I'm saying that as someone who does not have a smartphone. I'm finding it really interesting and sometimes very frustrating how hard it is to access certain parts of life without a phone, and I think it's a little bit of a human rights issue especially given how extremely expensive prices are and how much planned obsolescence goes into them ...
GROSSMAN: I just saw the film Where the Wild Things Are again very recently and I really enjoyed it. You wrote a novel that was an adaptation of the original picture book by Maurice Sendak and you co-wrote the screenplay with filmmaker Spike Jonze.
EGGERS: The three of us working on that [Sendak, Eggers, and filmmaker Spike Jonze] shared a very common philosophy about childhood which is that you need to be allowed to be kids, to be allowed to be wild … Kids have many feral aspects to themselves, that we need to ..celebrate and give them space to do that. At the same time they're trying to figure out, trying to toggle between being the busy, half-human / half-animal creatures that children are and also knowing to control their emotion, their responses to the world.
Spike Jonze is one of the most intuitive and emotionally astute directors alive, I think, and he really understood how to get at that part of childhood ... the sensitivities of it, the confusion of it, the baffling nature of adults and at the same time all of the glory and egotistical, tyrannical aspects of childhood too ... Children really believe that they are the center of the universe. I think he got in all of that in the film. Maurice Sendak, who had rejected so many other offers to make the book into a film, chose Spike to do it because he felt like Spike was the only director that really understood all that. And he wouldn't make a safe and cute version of the book. He didn't want that. Every time that we showed him a draft of the script, If it wasn't all that wasn't strange or it wasn't edgy, he sent us back to the drawing board. Anything he felt was corny or safe or cute; he would yell at us. He was our true north, he was our guiding light to make sure that we got it right.
GROSSMAN: What did you think when you heard the voice of James Gandolfini as the occasionally cantankerous wild thing Carol?
Well, we got to meet him, because we did all of the voice-over in a studio together. All of the actors were actually running around playing with giant styrofoam or sort of giant-shaped pillows that you would get as a kid, at a gymnastics gym — giant triangles and giant squares and balls — and they would throw them at each other. And so they were all there. Gandolfini, Forest Whitaker and Frances McDormand and Chris Cooper. They were all in a room together with Max Records, the young boy who played Max, really acting these things out.

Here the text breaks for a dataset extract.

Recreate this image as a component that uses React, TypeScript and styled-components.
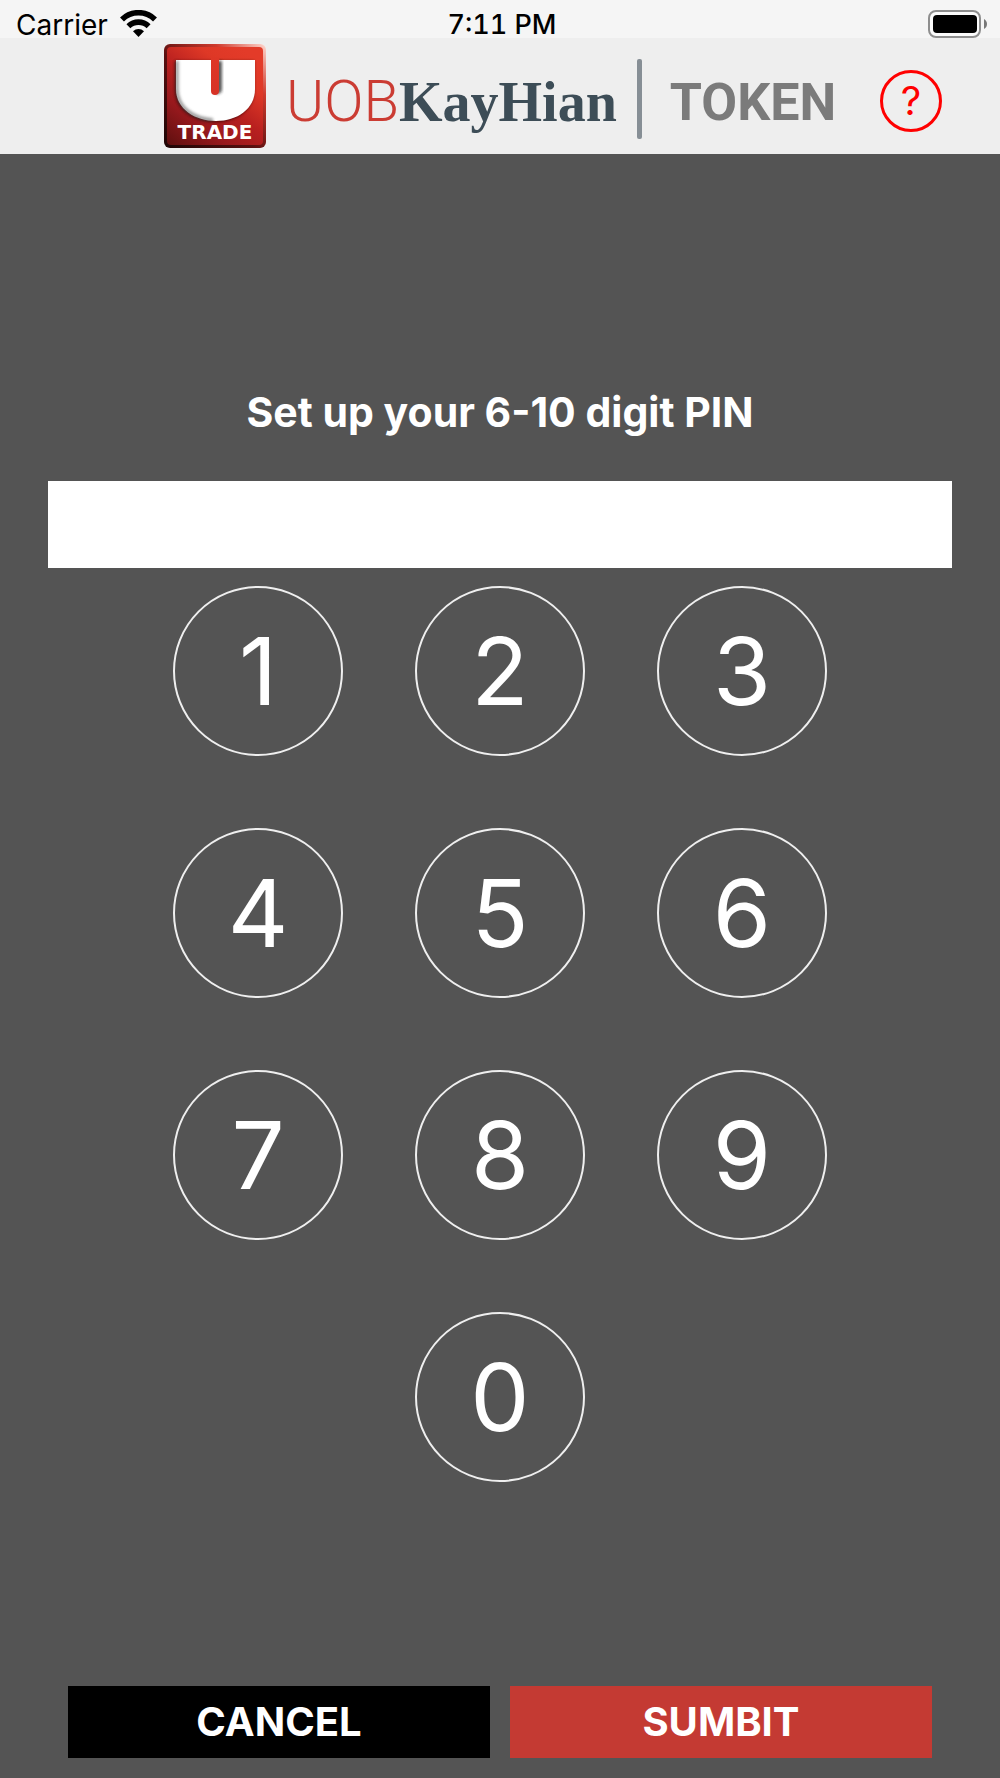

When he came on, it was just so abundantly clear that he was Carol and he was that creature that we had seen in the book, all those years, and ... he's a huge guy … He's just like a force of nature. And he started throwing stuff around and running around the sort of studios / gym, and he had a big striped shirt on, to mimic the look of Carol, that he had brought in ... to look the part … He was just absolutely brilliant. I'm a big Sopranos fan too. It’s such a loss that he died so young because he was really one of the most naturally brilliant actors we had.
GROSSMAN: Three years into the Trump administration, and after writing about several Trump rallies that you attended, do you still believe that the people voting for him don’t care so much about his platform, and see him as "an entertainment", which you wrote in 2016?
EGGERS: That was before the election. I remember I wrote that in Sacramento. And at that point, people came to that rally … It really was like ... I don't know, a free comedy show country music show / minor league baseball game / this celebrity coming into town and giving a free, hour and a half show.
I went to a rally in Hershey, P.A. about a month ago, on the day that the Articles of Impeachment were handed down, and I've talked to so many Trump voters since. And we always have very nuanced, very rewarding conversations ... I have deeply enjoyed talking to every Trump supporter and voter. And I find that they have so many different reasons for supporting Trump and so often they're very pragmatic and narrow [saying]: “I really like his immigration policies” or “I'm not a fan of what he tweets.” or “I find his behavior abhorrent but he's the only guy there that supports the same policies I do about the border.” More often I find people that are, more recently, especially in this rally in Pennsylvania, really talking about the economic policy ... saying there's $2,800 more in my pocket now than there would have been with somebody else in office. So these are just pocketbook issues, and he's given credit by all of these voters for the state of the economy where, the Nasdaq and stock market are at all time highs and peoples' 401ks are higher, and they're earning more than they were before and they may attribute this to Trump and so it makes him very hard to beat in 2020.
But I often challenge them and say, “Don't you think this behavior and or this statement is beneath the office presidency?” and “Don't you believe that this behavior meets the definition of corruption?” Sometimes they actually will sort of hedge a bit and agree on certain frailties and failures, but on balance, he's their guy. That isn't to say that I don't think a lot of voters are flexible and malleable because the second to last guy I interviewed after this rally in Hershey. It was 35 degrees outside rain and we were talking and this guy is all in for Trump but he also voted for Obama twice. So I'm always gratified by how malleable the electorate is ... The only people who really vote politically are in fictional books but I think the actual average voter really has a pretty open mind and I always come away from these rallies strangely hopeful ... The rallies themselves can be scary and they can be very depressing because you do have thousands of people chanting “Lock her up.” And then you speak to the same people individually and they are not stating rote prejudices ... They are much more intellectually nimble than I sometimes give them credit for because I find Trump abhorrent. And I don't care about a Democratic or Republican president; I think I could contentedly live under each but Trump is a different animal completely. That's just on his behavior on bullying, his myriad ways of showing no respect for the rule of law, the constitution, the dignity of the office, the separation of powers, the history the country, the respect for diverse cultures, respect for anyone that might disagree with him, respect for Gold Star families, respect for the other party … But at the same time, as much as I find him abhorrent and a danger to our democracy, I really love talking to every Trump voter that I've spoken to because I really have a deep hopefulness and trust in the basic decency of every American.